Resist that urge to pay off your mortgage before retirement

It's tempting to be totally free of debt, but that's not always the optimum financial choice in retirement.

Burning the mortgage — or,  as Art Stein put it, telling the bank to go to hell — presents a tempting notion for people nearing retirement. After all, you get all that accrued equity out of the old split-level or center-entrance colonial, and that monthly mortgage nut goes away.

But strongly as the siren calls to get out of debt, it might be an unwise move. Stein said that home equity operates as the equivalent of a savings account that pays no interest and produces no growth. Why would you plow maybe hundreds of thousands of dollars into that?

A pause here to say that Stein, a Bethesda, Maryland certified financial planner, had been a regular guest on the late Mike Causey’s weekly “Your Turn” show. Art will now appear monthly on my show, “Federal Drive with Tom Temin.” Hear him on the third Wednesday of the month. His first appearance was Oct. 19, and we discussed this very topic.

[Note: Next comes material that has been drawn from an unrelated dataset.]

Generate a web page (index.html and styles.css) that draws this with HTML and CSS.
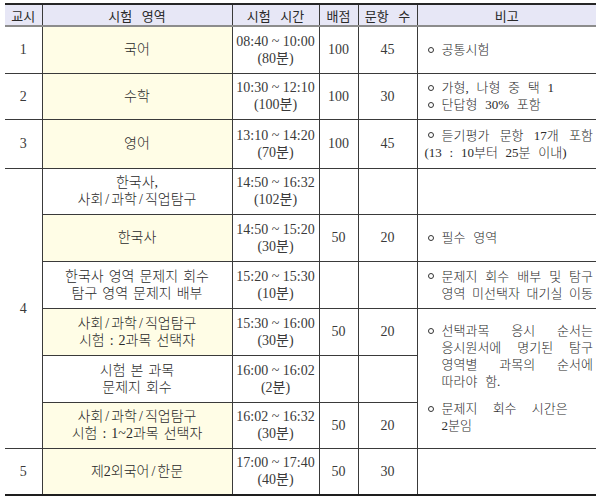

Stein acknowledged the desire to be totally free of debt is powerful. But selling and moving is expensive, even if you downsize. And what if you don’t really want to move? I personally have this very question. Sometimes I think a cheap, sunny place beckons. But as a season ticket holder to both the Washington Nationals and the National Opera, I wonder how I’d really like it without big-league baseball and arts, to say nothing of being thousands of furlongs away from the grandkids.

Besides, moving compounds the stress of retirement. There’s no rush. You can always move later. These days, selling a house can be a major expense all on its own. Real estate agencies want you to put all your furniture in hiding, remove any evidence that someone lives in the house, and paint everything white. They call it staging. No velour ottoman or faux-gilt framed bar mitzvah photos.

Some people might have the cash to retire the mortgage, and plow it into the payoff, but stay put. Stein points out, that simply takes money that could otherwise be growing through investment and nullifying it. Basically, you’d be enlarging the non-growth, zero interest part of your portfolio.

Good financial planners have sophisticated planning programs that fuse all of your spending patterns, income, TSP growth estimates, and required minimum withdrawals. They calculate your probability of maintaining your lifestyle. You might find you can keep your mortgage, divert the payoff to productive investments, and still stay where you are and make the payments.

“Home equity is equivalent to a savings account with a 0% interest rate. And if you put another $100,000 in that savings account, then it’s going to be worth more. But no one would say well gee, the savings account earns money,” Stein said. “It doesn’t earn any money. That that’s a lot of money to have with a 0% rate of return.”

Ditto for making extra monthly payments to speed up retirement of your mortgage. Why spend $300 against a mortgage when you could be putting that $300 to work in an investment?

This is all especially compelling if you refinanced in recent years to obtain a super-low mortgage interest rate. You can buy Treasury short-term bonds now that pay you twice what you’re paying the back in mortgage interest. The obvious return calculus doesn’t even include the tax benefits of your mortgage payments.

Maybe you’re just pining for a new place. Try pretending you’re going to move, and then get rid of as much stuff as you can. You might find that old place seems new again, even with the velour ottoman.